La beauté de Judith lui permet de passer les barrages de soldats et de parvenir dans la tente d’Holopherne, où les officiers s’exclameront avec leur chef :
« D'une extrémité de la terre à l'autre, il ne se trouve pas de femme semblable à celle-ci pour la beauté du visage » (Jdt 11,21)
Holopherne, qui est en train de se faire joliment avoir, prophétise d’ailleurs à l’instant d’après :
« Tu es aussi jolie à regarder qu’habile discoureuse. » (Jdt 11, 23)
Si vous ne connaissez pas la suite, vous irez la lire aux croustillants chapitres 12 et 13. Judith est retenue par le général à un banquet :
Le repas terminé, ils rejoignent tous deux la chambre à coucher d’Holopherne, mais ce dernier s’effondre dans son ivresse éthylique, avant même d’avoir pu toucher la belle juive ; et Judith de lui trancher tout bonnement la tête.
De retour chez les siens, à Béthulie, ville stratégique sur la route de Jérusalem. Judith fera pendre la tête du chef aux murailles de la ville, entraînant la frayeur et la levée du siège des méchants de Ninive dès le lendemain.
Pas sûr. Mais ici, elle est un piège pour le désir sexuel d’Holopherne, dont l’intelligence et le génie militaire sont littéralement abrutis par la splendeur d’une femme.
Pour que vous évitiez néanmoins d’associer la beauté des femmes à votre perdition, relevez que la beauté de Sara, Rebecca, Rachel, Suzanne, Bethsabée et tant d’autres, est explicitement mentionnée par le texte biblique.
Cette beauté est toujours une bénédiction divine et un signe de la grandeur d’Israël, mais comme chaque don de Dieu, on peut en abuser : gare à qui la détourne sans rendre grâce au Créateur (comme invite à le faire le livre de la Sagesse).
En séduisant Holopherne, Judith, jeune veuve chaste, met en risque sa dignité. Par la suite, on apprend qu'elle ne connaîtra jamais d’autre homme :
« Beaucoup la désirèrent, mais aucun homme ne la connut, durant tous les jours de sa vie depuis le jour que son mari Manassé était mort et était retourné auprès de son peuple. » (Jdt 16,22)
Et si cette fécondité de la pureté est soulignée chez une femme aussi belle, cela en annonce une autre, mais c’est pour un prochain épisode…
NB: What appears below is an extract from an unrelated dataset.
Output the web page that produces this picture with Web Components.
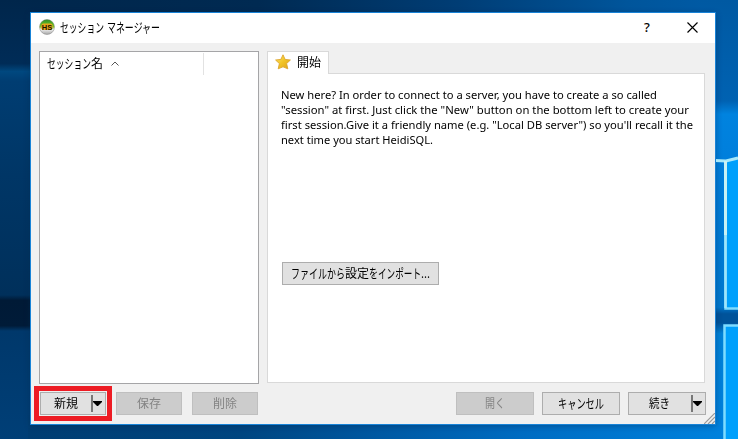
<!DOCTYPE html>
<html lang="ja">
<head>
<meta charset="utf-8">
<title>セッション マネージャー</title>
<style>
html, body { margin: 0; width: 738px; height: 439px; overflow: hidden; }
body { font: 12px/15px "Noto Sans CJK JP", "Noto Sans", sans-serif; color: #000; }
</style>
</head>
<body>
<desk-top>
  <session-dialog></session-dialog>
</desk-top>
<script>
// Text run condensed or widened to a given width.
class FitText extends HTMLElement {
  connectedCallback() {
    const root = this.attachShadow({ mode: 'open' });
    root.innerHTML = `<style>
      :host { display: inline-block; white-space: nowrap; vertical-align: top; width: ${this.getAttribute('w')}px; }
      :host([kana]) { font-size: 13px; }
      span { display: inline-block; transform-origin: 0 50%; white-space: pre; }
    </style><span><slot></slot></span>`;
    const span = root.querySelector('span');
    const w = span.getBoundingClientRect().width;
    if (w) span.style.transform = `scaleX(${this.getAttribute('w') / w})`;
  }
}

// Wallpaper with the light-window logo.
class DeskTop extends HTMLElement {
  constructor() {
    super();
    this.attachShadow({ mode: 'open' }).innerHTML = `<style>
      :host { display: grid; width: 738px; height: 439px; overflow: hidden; }
      svg, ::slotted(*) { grid-area: 1 / 1; }
      svg { display: block; }
      ::slotted(*) { margin: 12px 0 0 30px; }
    </style>
    <svg width="738" height="439" viewBox="0 0 738 439">
      <defs>
        <linearGradient id="top"><stop offset="0" stop-color="#00264b"/><stop offset=".35" stop-color="#002a52"/><stop offset=".62" stop-color="#003d75"/><stop offset=".85" stop-color="#00559b"/><stop offset="1" stop-color="#005ca8"/></linearGradient>
        <linearGradient id="left" x2="0" y2="1"><stop offset="0" stop-color="#00264b"/><stop offset=".145" stop-color="#002c57"/><stop offset=".163" stop-color="#00487f"/><stop offset=".185" stop-color="#003d72"/><stop offset=".4" stop-color="#003666"/><stop offset=".672" stop-color="#00305b"/><stop offset=".684" stop-color="#001a36"/><stop offset=".742" stop-color="#001b38"/><stop offset=".754" stop-color="#00386b"/><stop offset="1" stop-color="#003f77"/></linearGradient>
        <linearGradient id="right" x2="0" y2="1"><stop offset="0" stop-color="#0059a2"/><stop offset=".23" stop-color="#0062b2"/><stop offset=".26" stop-color="#0083df"/><stop offset=".4" stop-color="#007ddb"/><stop offset=".7" stop-color="#0078ce"/><stop offset=".715" stop-color="#00539a"/><stop offset=".735" stop-color="#00539a"/><stop offset=".76" stop-color="#0082d9"/><stop offset="1" stop-color="#0080dc"/></linearGradient>
        <linearGradient id="bottom"><stop offset="0" stop-color="#003d72"/><stop offset=".3" stop-color="#004580"/><stop offset=".5" stop-color="#0059a3"/><stop offset=".7" stop-color="#006cc2"/><stop offset="1" stop-color="#0083df"/></linearGradient>
        <filter id="soft"><feGaussianBlur stdDeviation=".7"/></filter>
        <filter id="shade" x="-10%" y="-10%" width="120%" height="120%"><feGaussianBlur stdDeviation="3"/></filter>
      </defs>
      <rect width="738" height="439" fill="url(#top)"/>
      <rect y="0" width="40" height="439" fill="url(#left)"/>
      <rect x="700" width="38" height="439" fill="url(#right)"/>
      <rect x="28" y="415" width="710" height="24" fill="url(#bottom)"/>
      <rect x="30" y="14" width="686" height="412" fill="#00264b" opacity=".4" filter="url(#shade)"/>
      <rect x="725" y="160" width="13" height="149" fill="#00a0fc"/>
      <rect x="725" y="326" width="13" height="113" fill="#00a0fc"/>
      <g filter="url(#soft)" fill="none" stroke="#7edcff">
        <path d="M715 160.500 L726 161 L738 158" stroke="#a8e8fa" stroke-width="3"/>
        <path d="M725.500 161 V308.500 H740" stroke-width="2.500"/>
        <path d="M725.500 161 V235" stroke="#c9f1f4" stroke-width="3"/>
        <path d="M725.500 235 V308" stroke="#9fe4fa" stroke-width="2.500"/>
        <path d="M724.500 445 V325.500 H740" stroke-width="2.500"/>
      </g>
    </svg><slot></slot>`;
  }
}

class PushButton extends HTMLElement {
  constructor() {
    super();
    this.attachShadow({ mode: 'open' }).innerHTML = `<style>
      :host { display: flex; box-sizing: border-box; height: 23px; border: 1px solid #adadad; background: #e1e1e1; align-items: center; justify-content: center; line-height: 17px; white-space: nowrap; }
      :host([disabled]) { background: #ccc; border-color: #bfbfbf; color: #838383; }
      .label { flex: 1; text-align: center; height: 17px; margin-top: -2px; }
      .drop { display: none; }
      :host([split]) .drop { display: block; width: 14px; height: 17px; }
      :host([split]) .label { padding-right: 1px; }
    </style><span class="label"><slot></slot></span>
    <svg class="drop" viewBox="0 0 14 17"><path d="M0 0h2v17h-2z" fill="#777"/><path d="M2 6h9v1l-4 4h-1l-4-4z"/></svg>`;
  }
}

class TitleBar extends HTMLElement {
  constructor() {
    super();
    this.attachShadow({ mode: 'open' }).innerHTML = `<style>
      :host { display: flex; height: 30px; background: #fff; align-items: center; padding-left: 8px; box-sizing: border-box; }
      .name { flex: 1; margin: -3px 0 0 5px; line-height: 17px; }
      svg { flex: none; display: block; }
      .icon { margin-top: -2px; }
      .help { font: 500 13px/18px "Noto Sans", sans-serif; width: 8px; margin: -2px 35px 0 0; }
      .close { margin: -2px 17px 0 0; }
    </style>
    <svg class="icon" width="16" height="18" viewBox="0 0 16 18">
      <defs><linearGradient id="g" x2="0" y2="1"><stop stop-color="#2f8e24"/><stop offset=".35" stop-color="#64bd27"/><stop offset=".5" stop-color="#88bf28"/><stop offset=".65" stop-color="#efefef"/><stop offset="1" stop-color="#a5a5a5"/></linearGradient></defs>
      <circle cx="8" cy="9" r="7.500" fill="url(#g)" stroke="#777" stroke-opacity=".6" stroke-width=".7"/>
      <rect x="2.500" y="5.500" width="11" height="6.500" rx="2" fill="#e9a51c"/>
      <text x="2.800" y="11.700" font-family="Liberation Sans, sans-serif" font-weight="700" font-size="7.500" textLength="10.400" lengthAdjust="spacingAndGlyphs" fill="#171500">HS</text>
    </svg>
    <span class="name"><slot></slot></span>
    <span class="help">?</span>
    <svg class="close" width="11" height="11" viewBox="0 0 11 11"><path d="M.5 .5L10.500 10.500M10.500 .5L.5 10.500" stroke="#000" stroke-width="1.150"/></svg>`;
  }
}

class SessionList extends HTMLElement {
  constructor() {
    super();
    this.attachShadow({ mode: 'open' }).innerHTML = `<style>
      :host { display: block; box-sizing: border-box; background: #fff; border: 1px solid #a5a5a7; }
      header { display: flex; box-sizing: border-box; width: 164px; height: 22px; margin-top: 1px; border-right: 1px solid #e2e2e2; padding: 1px 0 0 7px; line-height: 17px; }
      svg { margin: 7px 0 0 8px; }
    </style>
    <header><fit-text kana w="44">セッション</fit-text><fit-text w="12">名</fit-text>
    <svg width="8" height="5" viewBox="0 0 8 5"><path d="M.5 4.500L4 1L7.500 4.500" fill="none" stroke="#555"/></svg></header>`;
  }
}

class StartTab extends HTMLElement {
  constructor() {
    super();
    this.attachShadow({ mode: 'open' }).innerHTML = `<style>
      :host { display: flex; flex-direction: column; }
      .tab { position: relative; z-index: 1; display: flex; box-sizing: border-box; width: 62px; height: 23px; margin-bottom: -1px; border: 1px solid #d9d9d9; border-bottom: 0; background: #fff; padding: 2px 0 0 7px; line-height: 17px; }
      .tab fit-text { margin: -1px 0 0 6px; }
      .page { flex: 1; box-sizing: border-box; border: 1px solid #d9d9d9; background: #fff; padding: 13px 0 0 13px; }
      p { margin: 0 0 115px; display: flex; flex-direction: column; font-family: "Noto Sans", sans-serif; font-size: 11px; }
      push-button { width: 157px; margin-left: 1px; }
    </style>
    <div class="tab">
      <svg width="16" height="16" viewBox="0 0 16 16"><defs><linearGradient id="s" x2="1" y2="1"><stop stop-color="#ffe66c"/><stop offset=".5" stop-color="#f1c425"/><stop offset="1" stop-color="#dda019"/></linearGradient></defs><path d="M8 .8L10.100 5.400L15.400 6L11.600 9.600L12.800 14.800L8 12.800L3.200 14.800L4.400 9.600L.6 6L5.900 5.400Z" fill="url(#s)" stroke="#dda52b" stroke-width=".9" stroke-linejoin="round"/></svg>
      <fit-text w="24">開始</fit-text>
    </div>
    <div class="page">
      <p><fit-text w="376">New here? In order to connect to a server, you have to create a so called</fit-text>
      <fit-text w="408">"session" at first. Just click the "New" button on the bottom left to create your</fit-text>
      <fit-text w="412">first session.Give it a friendly name (e.g. "Local DB server") so you'll recall it the</fit-text>
      <fit-text w="152">next time you start HeidiSQL.</fit-text></p>
      <push-button><fit-text kana w="36">ファイル</fit-text><fit-text kana w="18">から</fit-text><fit-text w="24">設定</fit-text><fit-text kana w="9">を</fit-text><fit-text kana w="43">インポート</fit-text><fit-text w="9">...</fit-text></push-button>
    </div>`;
  }
}

class SessionDialog extends HTMLElement {
  constructor() {
    super();
    this.attachShadow({ mode: 'open' }).innerHTML = `<style>
      :host { display: flex; flex-direction: column; box-sizing: border-box; width: 686px; height: 413px; border: 1px solid #1883d7; background: #f0f0f0; }
      main { display: grid; grid-template-columns: 220px 438px; column-gap: 8px; padding: 8px 0 0 8px; height: 333px; }
      start-tab { height: 332px; }
      footer { display: flex; height: 40px; align-items: flex-start; padding-left: 3px; }
      .focus { border: 5px solid #ed1c24; padding: 1px 0; margin: 2px 4px 0 0; box-sizing: border-box; width: 78px; height: 35px; }
      .focus push-button { width: 66px; margin: 0 0 0 1px; }
      push-button { margin-top: 8px; width: 78px; margin-right: 8px; }
      .small { width: 66px; margin-right: 10px; }
      .open { margin-left: 188px; }
      .more { margin-right: 0; }
      .grip { align-self: flex-end; margin: 0 0 0 -2px; }
    </style>
    <title-bar><fit-text kana w="44">セッション</fit-text><fit-text w="3"> </fit-text><fit-text kana w="53">マネージャー</fit-text></title-bar>
    <main><session-list></session-list><start-tab></start-tab></main>
    <footer>
      <div class="focus"><push-button split><fit-text w="24">新規</fit-text></push-button></div>
      <push-button class="small" disabled><fit-text w="24">保存</fit-text></push-button>
      <push-button class="small" disabled><fit-text w="24">削除</fit-text></push-button>
      <push-button class="open" disabled><fit-text w="20">開く</fit-text></push-button>
      <push-button><fit-text kana w="46">キャンセル</fit-text></push-button>
      <push-button class="more" split><fit-text w="21">続き</fit-text></push-button>
      <svg class="grip" width="11" height="11" viewBox="0 0 11 11"><path d="M0 11L11 0M4 11L11 4M8 11L11 8" stroke="#999" stroke-width="1.200"/></svg>
    </footer>`;
  }
}

customElements.define('fit-text', FitText);
customElements.define('push-button', PushButton);
customElements.define('title-bar', TitleBar);
customElements.define('session-list', SessionList);
customElements.define('start-tab', StartTab);
customElements.define('session-dialog', SessionDialog);
customElements.define('desk-top', DeskTop);
</script>
</body>
</html>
Notre bon vieux Balzac national ne s’y était pas trompé dans Splendeurs et misères des courtisanes. La sublime Esther (tiens, comme par hasard) fait tourner la tête de tous les hommes, et en particulier celle du richissime banquier Nucingen, qui se ruinera quasiment pour elle, et qui dans son fantastique franco-allemand dont Honoré avait le secret, ne peut pas la décrire autrement qu’en l’associant à la Bible :
« À la vue de cet ange, le baron de Nucingen fut comme illuminé par une lumière intérieure. En se voyant admirée, la jeune femme abaissa son voile avec un geste d’effroi. Un chasseur jeta un cri rauque dont la signification fut bien comprise par le cocher, car la voiture fila comme une flèche. Le vieux banquier ressentit une émotion terrible : le sang qui lui revenait des pieds charriait du feu à sa tête, sa tête renvoyait des flammes au cœur ; la gorge se serra. Le malheureux craignit une indigestion, et, malgré cette appréhension capitale, il se dressa sur ses pieds.
— Hau crante callot ! fichi pédate ki tord ! cria-t-il. Sante frante si di haddrappe cedde foidire. […]
Le baron alla, pendant huit nuits de suite, au bois de Vincennes, puis au bois de Boulogne, puis dans les bois de Ville-d’Avray, puis dans le bois de Meudon, enfin dans tous les environs de Paris, sans pouvoir rencontrer Esther. Cette sublime figure juive qu’il disait être eine viguire te la Piple, était toujours devant ses yeux. À la fin de la quinzaine, il perdit l’appétit. »
Balzac, Splendeurs et misères des courtisanes, éd. Houssiaux, 1874, Tome 11.